所以,当韩宇每个月只有600元时,他并没有觉得痛苦。他到厚街一个月,劫匪抢他手机两次。第二次他死拽着两百元的手机,夺了回来。他相信他夺回了命运。那之后每天早上4点,他穿着白衬衫黑西裤,骑着摩托到东莞各地去跑业务,而晚上穿着“黑色”的衬衫再回来。他必须学会立刻“干洗”他的衣服,否则他就得穿湿衣服上街。
两年之后他已经成为一个中产。但他失业了。因为他的客户太多,不用跑也有订单,老板不能留这种人,这是厚街的残酷,也是他的宿命。失业却让韩宇非常兴奋。他穿成富人模样,在王金城入股的嘉华大酒店里狠狠地挥霍了几天几夜。
酒店里有一种每个厚街打工者所迷恋的气味。失落却又依恋厚街的韩宇回到不堪的出租屋里写下了一本自传体小说《东莞不相信眼泪》。几年来这都是一本在东莞各大书单上排名第一的小说。它刺激着一拨拨内地青年涌向那个可以造梦的厚街,尽管他们大多数都闷在鞋厂的流水线上。

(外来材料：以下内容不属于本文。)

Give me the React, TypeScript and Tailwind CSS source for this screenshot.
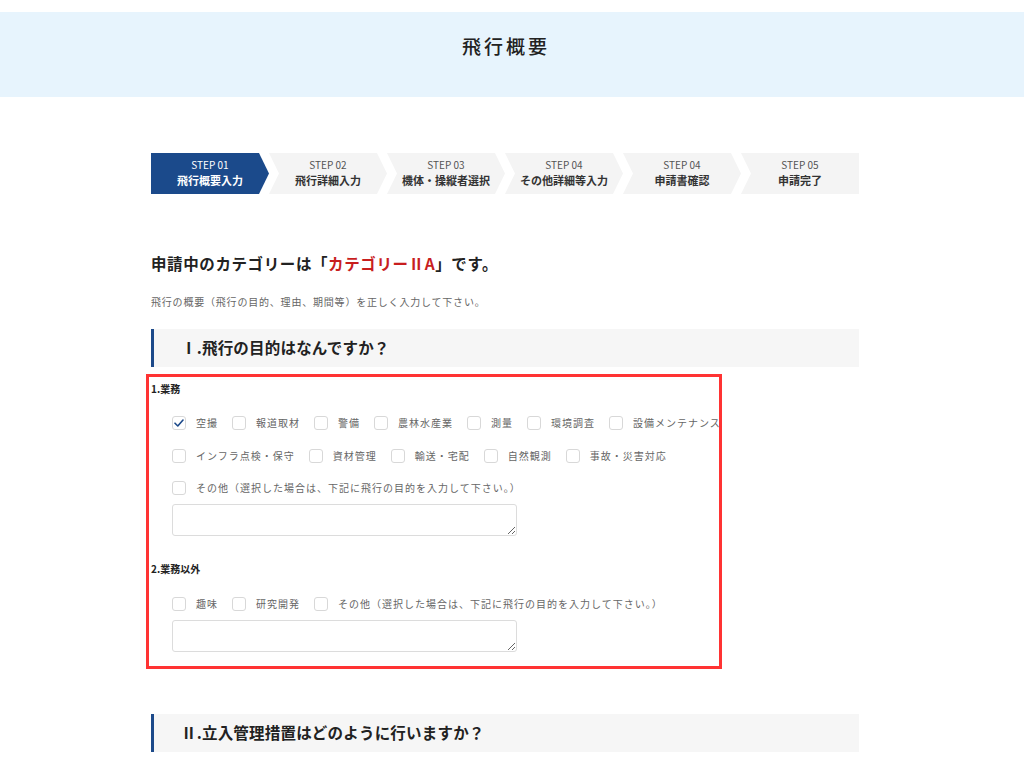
import type { ReactNode } from "react";

const font = { fontFamily: '"Noto Sans CJK JP", "Noto Sans", sans-serif' };

const steps = [
  { no: "STEP 01", name: "飛行概要入力" },
  { no: "STEP 02", name: "飛行詳細入力" },
  { no: "STEP 03", name: "機体・操縦者選択" },
  { no: "STEP 04", name: "その他詳細等入力" },
  { no: "STEP 04", name: "申請書確認" },
  { no: "STEP 05", name: "申請完了" },
];

function stepClip(i: number) {
  if (i === 0) return "polygon(0 0, calc(100% - 10px) 0, 100% 50%, calc(100% - 10px) 100%, 0 100%)";
  if (i === steps.length - 1) return "polygon(0 0, 100% 0, 100% 100%, 0 100%, 10px 50%)";
  return "polygon(0 0, calc(100% - 10px) 0, 100% 50%, calc(100% - 10px) 100%, 0 100%, 10px 50%)";
}

function Check({ label, checked }: { label: string; checked?: boolean }) {
  return (
    <label className="flex items-center gap-[10px] mr-[14px] whitespace-nowrap">
      <span className="w-[14px] h-[14px] rounded-[3px] border border-[#d8d8d8] bg-white flex items-center justify-center shrink-0">
        {checked && (
          <svg width="10" height="8" viewBox="0 0 10 8" fill="none">
            <path d="M1 4.2 L3.8 7 L9 1" stroke="#1d4a8a" strokeWidth="1.6" strokeLinecap="round" strokeLinejoin="round" />
          </svg>
        )}
      </span>
      <span className="text-[10px] tracking-[1px] text-[#666] leading-[20px]">{label}</span>
    </label>
  );
}

function Row({ children }: { children: ReactNode }) {
  return <div className="flex items-center h-[20px] pl-[21px]">{children}</div>;
}

function SectionHead({ children }: { children: ReactNode }) {
  return (
    <div className="h-[38px] bg-[#f6f6f6] border-l-[3px] border-[#1d4a8a] flex items-center pl-[27px]">
      <h2 className="text-[15.5px] font-bold text-[#222] tracking-[0.2px]">{children}</h2>
    </div>
  );
}

export default function App() {
  return (
    <div className="min-h-[768px] bg-white pt-[12px]" style={font}>
      <div className="h-[85px] bg-[#e7f4fd] flex justify-center pr-[15px] pt-[20px]">
        <h1 className="text-[19px] leading-[28px] font-medium tracking-[3px] text-[#222] pl-[3px]">飛行概要</h1>
      </div>

      <div className="w-[708px] ml-[151px]">
        <div className="flex mt-[56px] h-[41px]">
          {steps.map((s, i) => (
            <div
              key={i}
              className={
                "w-[118px] flex flex-col items-center justify-center " +
                (i === 0 ? "bg-[#1b4a8b] text-white" : "bg-[#f4f4f4] text-[#333]")
              }
              style={{ clipPath: stepClip(i) }}
            >
              <span className={"text-[10px] leading-[14px] " + (i === 0 ? "text-white" : "text-[#555]")}>{s.no}</span>
              <span className="text-[11px] font-bold leading-[17px]">{s.name}</span>
            </div>
          ))}
        </div>

        <p className="mt-[57px] text-[15.5px] font-bold leading-[24px] text-[#222] tracking-[0.6px]">
          申請中のカテゴリーは「<span className="text-[#c81e1e]">カテゴリーⅡA</span>」です。
        </p>

        <p className="mt-[19px] text-[10px] leading-[16px] tracking-[0.8px] text-[#666]">
          飛行の概要（飛行の目的、理由、期間等）を正しく入力して下さい。
        </p>

        <div className="mt-[19px]">
          <SectionHead>Ⅰ.飛行の目的はなんですか？</SectionHead>
        </div>

        <div className="mt-[7px] -ml-[5px] w-[576px] border-[3px] border-[#ff3333] pl-[2px] pt-[4px] pb-[14px] overflow-hidden">
          <p className="text-[10px] font-bold leading-[16px] text-[#222]">1.業務</p>
          <div className="mt-[16px]">
            <Row>
              <Check label="空撮" checked />
              <Check label="報道取材" />
              <Check label="警備" />
              <Check label="農林水産業" />
              <Check label="測量" />
              <Check label="環境調査" />
              <Check label="設備メンテナンス" />
            </Row>
          </div>
          <div className="mt-[13px]">
            <Row>
              <Check label="インフラ点検・保守" />
              <Check label="資材管理" />
              <Check label="輸送・宅配" />
              <Check label="自然観測" />
              <Check label="事故・災害対応" />
            </Row>
          </div>
          <div className="mt-[12px]">
            <Row>
              <Check label="その他（選択した場合は、下記に飛行の目的を入力して下さい。）" />
            </Row>
          </div>
          <div className="pl-[21px] mt-[6px]">
            <textarea className="block w-[345px] h-[32px] border border-[#dcdcdc] rounded-[3px] bg-white" />
          </div>

          <p className="mt-[25px] text-[10px] font-bold leading-[16px] text-[#222]">2.業務以外</p>
          <div className="mt-[17px]">
            <Row>
              <Check label="趣味" />
              <Check label="研究開発" />
              <Check label="その他（選択した場合は、下記に飛行の目的を入力して下さい。）" />
            </Row>
          </div>
          <div className="pl-[21px] mt-[6px]">
            <textarea className="block w-[345px] h-[32px] border border-[#dcdcdc] rounded-[3px] bg-white" />
          </div>
        </div>

        <div className="mt-[45px]">
          <SectionHead>Ⅱ.立入管理措置はどのように行いますか？</SectionHead>
        </div>
        <div className="h-[40px]" />
      </div>
    </div>
  );
}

惆怅台湾街厚街是“游牧式”的台湾制造业最早登陆大陆的所在。他们不仅将制鞋、电子等低端产业移植厚街,更成为这里的外来定居者。吊诡的是,台商的失意是厚街商业乃至所谓的暧昧娱乐业迅速崛起的原因之一。
厚街里注定会看到一张漂泊的面孔,但那不一定是属于大陆人的。
台湾人一样有可能熟悉出租屋。
1996年厚街人黄伟怡和台湾姑娘林绿微结婚了。他和老婆每天骑着摩托车往返于厚街和东莞南城宏远酒店附近。厚街那时的路一塌糊涂,林绿微天天一头一嘴的灰。一天夜里一些人突然重击他们在宏远酒店附近租住屋顶大门。当王剑锋打开门,带着冲锋枪的警察突然冲了进来,查暂住证。
但这似乎仍然挡不住台湾人漂泊在厚街。
126平方公里的厚街,相当于半个台北市。它是台湾人最早登陆大陆的所在,因而厚街里堆着500多间台商的厂店和10万台湾人。

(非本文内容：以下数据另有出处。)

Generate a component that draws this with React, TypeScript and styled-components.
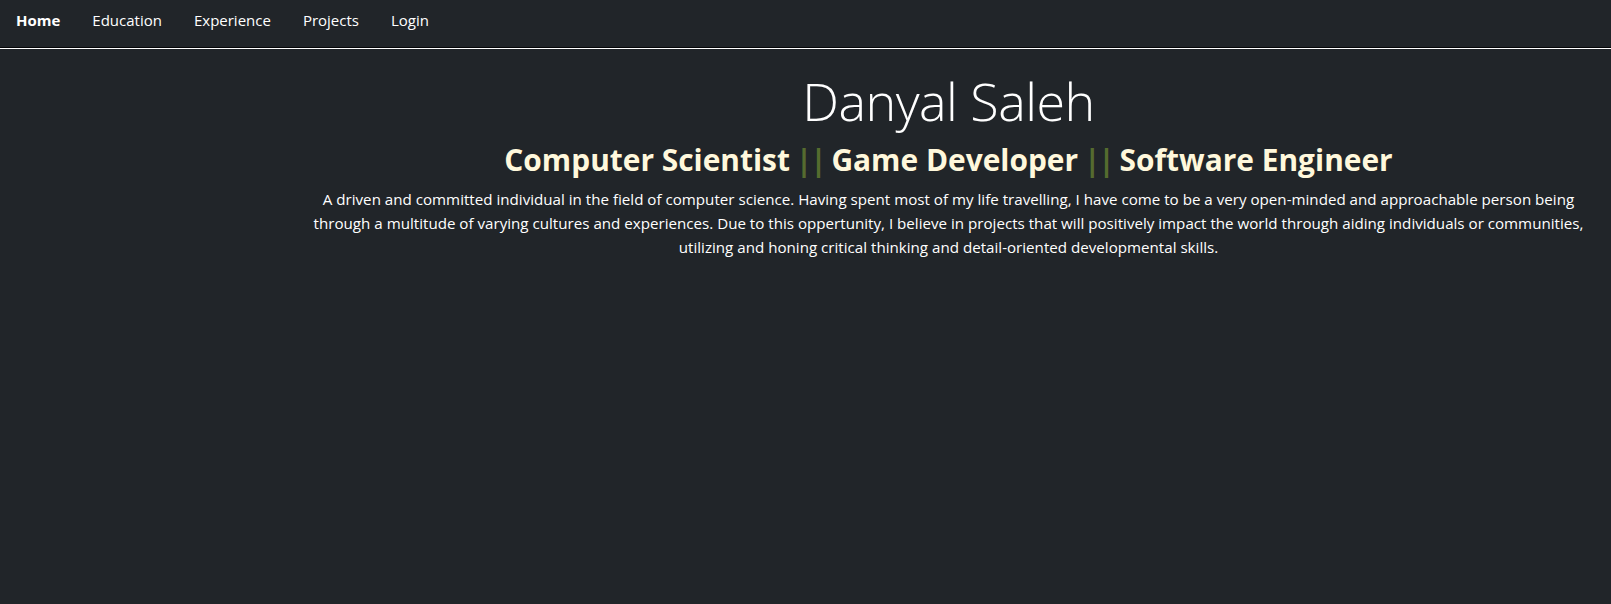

夜幕降临,厚街中心区。康乐南路与珊瑚路就散发出一股出离于周边环境的味道。街道上到处都是台式涮涮锅、筒仔米糕、槟榔店、高山茶、上岛咖啡、台南担仔面的店面,甚至连个方寸大的卤味店都叫“倒扁卤味”。
这是厚街人所谓的“台湾街”。那里不仅仅有富足的台商,还有很多事业失败,不肯回台湾的人。他们被称为“台流”。
2008年金融危机打击后,以制鞋业为基础的台商在厚街损失惨重。工厂倒闭,导致许多台湾人离开。一些湘菜馆居然在台湾街里冒出了芽。
不过,台湾街本身就是台湾人失业的产物。当台企内部的中层管理人员(台干)失业后,他们在康乐南路开起台湾风情的商店,最终让一个四处都是田地的康乐南路变成厚街最繁华的商业街。
但这仍然不能填补远离台湾的寂寞。所以一些失意的台商在厚街的鞋厂、主干道旁边建设起许多规模不太大的酒店。它们从泰国淘回了娱乐业的运作手段,为厚街的夜色抹出第一抹除去“寂寞”的绯红。
2010年,台湾街的霓虹再次光亮起来。灯光也成为厚街经济“光亮”的些许信号。